Danielle beschreibt es in etwa so: Berlin war inzwischen zur Touristenfalle mutiert, die Invasion der Immobilienhaie war selbst im Wedding spürbar angekommen. Das Klima wurde zunehmend kunstfeindlich und die Stadt ergab sich mit dem Slogan „arm aber sexy“ unter die Fittiche der Immobilienbranche.

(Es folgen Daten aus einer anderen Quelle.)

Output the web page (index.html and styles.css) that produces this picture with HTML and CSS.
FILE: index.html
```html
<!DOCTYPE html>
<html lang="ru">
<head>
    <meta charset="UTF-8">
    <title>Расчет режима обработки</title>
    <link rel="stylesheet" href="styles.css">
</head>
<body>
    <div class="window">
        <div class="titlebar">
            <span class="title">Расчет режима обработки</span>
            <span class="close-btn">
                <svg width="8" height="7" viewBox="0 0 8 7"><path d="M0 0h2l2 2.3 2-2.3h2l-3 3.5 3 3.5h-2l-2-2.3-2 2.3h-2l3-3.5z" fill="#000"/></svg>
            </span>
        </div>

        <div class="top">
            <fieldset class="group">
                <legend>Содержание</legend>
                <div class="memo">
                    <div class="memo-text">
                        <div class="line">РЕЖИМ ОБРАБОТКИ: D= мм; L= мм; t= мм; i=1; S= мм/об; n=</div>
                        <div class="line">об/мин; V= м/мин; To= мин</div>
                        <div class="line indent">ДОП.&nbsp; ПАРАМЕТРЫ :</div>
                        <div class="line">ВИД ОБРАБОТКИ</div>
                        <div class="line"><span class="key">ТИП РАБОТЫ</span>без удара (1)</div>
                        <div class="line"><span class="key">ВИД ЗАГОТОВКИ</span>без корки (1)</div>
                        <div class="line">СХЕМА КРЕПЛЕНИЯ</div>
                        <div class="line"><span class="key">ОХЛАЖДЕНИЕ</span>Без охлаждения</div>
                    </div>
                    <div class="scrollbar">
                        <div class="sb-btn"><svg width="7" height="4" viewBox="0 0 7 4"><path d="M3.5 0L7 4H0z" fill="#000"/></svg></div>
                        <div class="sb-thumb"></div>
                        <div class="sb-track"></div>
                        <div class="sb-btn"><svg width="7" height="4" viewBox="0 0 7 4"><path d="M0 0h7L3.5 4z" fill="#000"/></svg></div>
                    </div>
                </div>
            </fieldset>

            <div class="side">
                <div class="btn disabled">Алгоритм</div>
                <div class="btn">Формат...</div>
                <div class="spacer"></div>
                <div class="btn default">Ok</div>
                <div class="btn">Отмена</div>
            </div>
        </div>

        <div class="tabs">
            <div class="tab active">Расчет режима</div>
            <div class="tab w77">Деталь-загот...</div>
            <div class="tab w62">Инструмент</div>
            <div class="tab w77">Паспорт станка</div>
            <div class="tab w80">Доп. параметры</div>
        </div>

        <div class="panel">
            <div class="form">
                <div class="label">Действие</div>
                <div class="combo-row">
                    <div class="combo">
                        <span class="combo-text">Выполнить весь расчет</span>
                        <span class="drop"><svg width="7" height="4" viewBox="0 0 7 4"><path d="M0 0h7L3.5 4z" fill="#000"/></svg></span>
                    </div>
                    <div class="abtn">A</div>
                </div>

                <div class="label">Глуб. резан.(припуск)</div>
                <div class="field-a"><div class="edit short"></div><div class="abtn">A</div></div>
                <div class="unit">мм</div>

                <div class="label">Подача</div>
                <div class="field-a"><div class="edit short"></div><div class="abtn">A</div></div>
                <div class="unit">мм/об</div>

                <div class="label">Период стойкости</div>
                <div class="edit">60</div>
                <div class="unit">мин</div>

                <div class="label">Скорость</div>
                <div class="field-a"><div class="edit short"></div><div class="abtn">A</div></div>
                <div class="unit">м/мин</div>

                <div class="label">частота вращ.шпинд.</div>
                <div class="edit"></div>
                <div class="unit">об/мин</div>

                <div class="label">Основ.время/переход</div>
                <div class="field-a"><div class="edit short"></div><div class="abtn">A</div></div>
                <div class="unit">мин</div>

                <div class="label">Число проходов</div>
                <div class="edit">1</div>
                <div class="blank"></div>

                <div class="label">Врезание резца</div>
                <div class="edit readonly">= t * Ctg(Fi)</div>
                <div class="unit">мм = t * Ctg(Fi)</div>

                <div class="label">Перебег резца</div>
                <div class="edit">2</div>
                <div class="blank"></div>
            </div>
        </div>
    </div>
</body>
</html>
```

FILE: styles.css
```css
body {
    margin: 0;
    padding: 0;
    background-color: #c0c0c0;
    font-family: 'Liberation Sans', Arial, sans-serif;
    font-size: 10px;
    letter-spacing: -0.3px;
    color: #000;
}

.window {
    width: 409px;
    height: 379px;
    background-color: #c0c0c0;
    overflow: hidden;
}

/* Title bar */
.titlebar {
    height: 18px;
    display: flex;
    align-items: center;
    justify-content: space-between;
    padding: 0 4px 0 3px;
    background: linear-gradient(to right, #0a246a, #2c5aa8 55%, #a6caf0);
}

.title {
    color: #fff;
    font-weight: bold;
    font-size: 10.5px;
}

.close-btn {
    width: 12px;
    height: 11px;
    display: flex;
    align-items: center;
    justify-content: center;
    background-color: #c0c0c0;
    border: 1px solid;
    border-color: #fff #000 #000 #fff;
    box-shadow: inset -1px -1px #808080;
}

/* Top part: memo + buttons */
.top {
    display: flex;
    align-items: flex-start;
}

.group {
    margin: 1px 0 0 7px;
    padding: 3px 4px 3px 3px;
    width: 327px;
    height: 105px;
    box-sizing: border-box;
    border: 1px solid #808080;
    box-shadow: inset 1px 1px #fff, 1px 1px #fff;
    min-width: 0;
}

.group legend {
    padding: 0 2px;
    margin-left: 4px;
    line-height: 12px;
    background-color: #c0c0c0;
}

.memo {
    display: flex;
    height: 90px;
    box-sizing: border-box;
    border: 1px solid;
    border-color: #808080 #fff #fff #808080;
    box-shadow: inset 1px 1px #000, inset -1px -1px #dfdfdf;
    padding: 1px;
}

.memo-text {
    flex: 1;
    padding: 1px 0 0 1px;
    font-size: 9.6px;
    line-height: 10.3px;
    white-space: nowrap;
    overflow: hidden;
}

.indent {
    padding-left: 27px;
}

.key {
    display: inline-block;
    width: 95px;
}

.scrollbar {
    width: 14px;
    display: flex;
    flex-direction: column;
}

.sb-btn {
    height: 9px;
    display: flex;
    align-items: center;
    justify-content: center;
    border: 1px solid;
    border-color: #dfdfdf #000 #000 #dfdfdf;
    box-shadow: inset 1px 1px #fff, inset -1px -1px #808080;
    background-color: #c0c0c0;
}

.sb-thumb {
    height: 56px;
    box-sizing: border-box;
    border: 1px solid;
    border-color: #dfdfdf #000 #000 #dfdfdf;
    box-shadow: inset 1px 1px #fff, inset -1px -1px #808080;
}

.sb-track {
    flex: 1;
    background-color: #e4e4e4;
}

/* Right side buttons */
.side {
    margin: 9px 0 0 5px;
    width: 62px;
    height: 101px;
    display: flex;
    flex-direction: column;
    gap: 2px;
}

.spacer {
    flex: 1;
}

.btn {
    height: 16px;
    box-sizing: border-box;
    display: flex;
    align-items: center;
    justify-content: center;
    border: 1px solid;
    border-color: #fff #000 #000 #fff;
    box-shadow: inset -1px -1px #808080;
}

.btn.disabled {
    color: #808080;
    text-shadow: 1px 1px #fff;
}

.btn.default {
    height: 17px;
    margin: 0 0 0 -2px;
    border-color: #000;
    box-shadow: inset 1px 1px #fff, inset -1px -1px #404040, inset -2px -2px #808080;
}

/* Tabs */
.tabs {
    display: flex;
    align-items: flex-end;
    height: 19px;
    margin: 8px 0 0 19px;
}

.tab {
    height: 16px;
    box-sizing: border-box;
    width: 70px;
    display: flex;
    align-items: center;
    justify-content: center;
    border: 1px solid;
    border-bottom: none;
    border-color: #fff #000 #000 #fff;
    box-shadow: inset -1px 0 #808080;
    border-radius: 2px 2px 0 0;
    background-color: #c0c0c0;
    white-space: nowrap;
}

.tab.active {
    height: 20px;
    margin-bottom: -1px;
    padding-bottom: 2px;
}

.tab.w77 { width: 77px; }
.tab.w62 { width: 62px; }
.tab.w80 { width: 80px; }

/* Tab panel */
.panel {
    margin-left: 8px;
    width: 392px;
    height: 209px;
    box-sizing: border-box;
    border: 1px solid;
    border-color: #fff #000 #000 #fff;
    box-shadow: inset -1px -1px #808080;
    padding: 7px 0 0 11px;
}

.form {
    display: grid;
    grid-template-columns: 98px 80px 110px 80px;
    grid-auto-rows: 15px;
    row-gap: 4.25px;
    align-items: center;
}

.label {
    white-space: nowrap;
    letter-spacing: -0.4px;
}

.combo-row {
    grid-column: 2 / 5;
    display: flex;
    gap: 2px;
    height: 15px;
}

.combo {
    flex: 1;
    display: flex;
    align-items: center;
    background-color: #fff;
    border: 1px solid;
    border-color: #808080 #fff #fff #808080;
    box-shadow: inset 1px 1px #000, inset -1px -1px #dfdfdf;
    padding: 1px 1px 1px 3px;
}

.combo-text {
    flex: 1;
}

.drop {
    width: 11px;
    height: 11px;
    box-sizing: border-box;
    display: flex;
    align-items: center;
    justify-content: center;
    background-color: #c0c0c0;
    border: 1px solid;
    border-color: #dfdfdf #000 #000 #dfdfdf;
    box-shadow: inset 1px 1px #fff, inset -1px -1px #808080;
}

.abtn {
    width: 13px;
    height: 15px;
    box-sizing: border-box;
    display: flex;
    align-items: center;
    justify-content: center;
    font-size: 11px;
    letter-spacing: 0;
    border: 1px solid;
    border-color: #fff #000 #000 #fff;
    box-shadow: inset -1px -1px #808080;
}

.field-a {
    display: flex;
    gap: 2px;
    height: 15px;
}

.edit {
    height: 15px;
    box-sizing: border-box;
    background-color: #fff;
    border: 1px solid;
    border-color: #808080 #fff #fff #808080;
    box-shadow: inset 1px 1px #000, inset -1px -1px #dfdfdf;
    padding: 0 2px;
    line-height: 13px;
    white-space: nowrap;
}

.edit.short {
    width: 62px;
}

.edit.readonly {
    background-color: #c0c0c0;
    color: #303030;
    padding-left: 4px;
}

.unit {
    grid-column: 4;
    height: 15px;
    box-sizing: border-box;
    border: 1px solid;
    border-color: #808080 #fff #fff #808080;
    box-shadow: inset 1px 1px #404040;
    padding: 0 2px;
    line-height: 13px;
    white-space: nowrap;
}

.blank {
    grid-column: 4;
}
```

Die kulturelle Aufbruchsstimmung und die kreative Energie der 1980er Jahre war längst dahin. Berlin war dabei sich und seine besondere Kultur ganz dem Kapitalismus unterzuordnen. Sie habe sich zusammen mit ihrem Mann wie gelähmt gefühlt – ihre Kunst brauchte ein neues Zuhause. Nach sämtlichen Staffeln „Game of Thrones“ schauen (aus Verzweiflung!), hatten beide genug: Es musste was passieren.
Sie gaben ihr Heim im Wedding auf, um auf der ganzen Welt nach einem neuen Ort für ihr Schaffen zu suchen – nur weg aus der Stadt, in der kaum mehr kreatives Arbeiten möglich schien. Bis heute sind die beiden rund um den Globus unterwegs und haben noch immer kein neues Zuhause gefunden. Das Nomadenleben hat ihre Welt verändert und die Sicht auf die Welt. Wie es sich anfühlt, sich von fast allem Kram zu trennen und wenn aus 800 Umzugskartons voller Erinnerungen, Hab und Gut nur noch wenige eingelagert übrig bleiben, beschreibt Danielle De Pizzicato in ihrem Buch „We are Gipsies now“.

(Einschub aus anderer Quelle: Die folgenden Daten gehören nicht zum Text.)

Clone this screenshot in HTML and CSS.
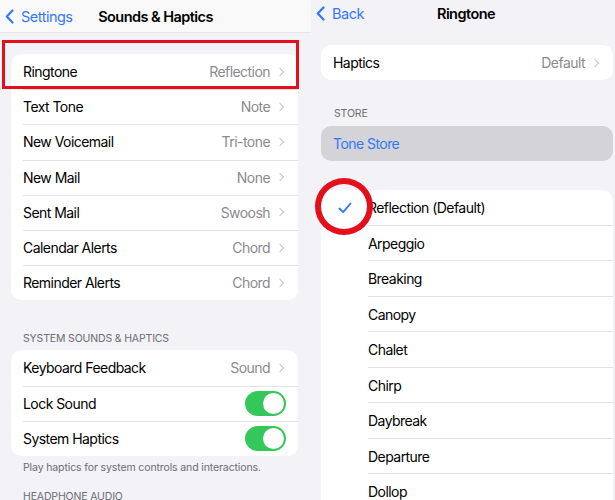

„Boah, DEN hätte ich gerne als Opa!“
„Wer wird denn der männliche Gast sein?“, fragt mich Danielle De Picciotto gleich zu Beginn des Drehs. „Ist noch im Unklaren“, muss ich leider gestehen. Aber da ich verdammt clever bin, kommt mir sofort eine geniale Idee. „Vielleicht hast Du ja Lust Deinen Mann mitzubringen?“ „Warum nicht?“, entgegnet sie. Ich bin begeistert, denn Alexander Hacke ist ein Name, der nicht nur in Berlin von großer Tragweite ist.
Nach der Begegnung mit Hacke – sehr wohlwollend, offen und ein ganz großer Erzähler – ist mein 18-jähriger Kameramann Luis derart begeistert, dass er auf dem Rückweg im Auto sagt: „Boah, DEN hätte ich gerne als Opa!“ – „MOMENT, Hacke ist mein Alter, mach mal langsam“, erwidere ich aus Selbstschutz. Und mir ist sofort klar: Hier habe ich mein Traumpaar Nummer zwei vor mir.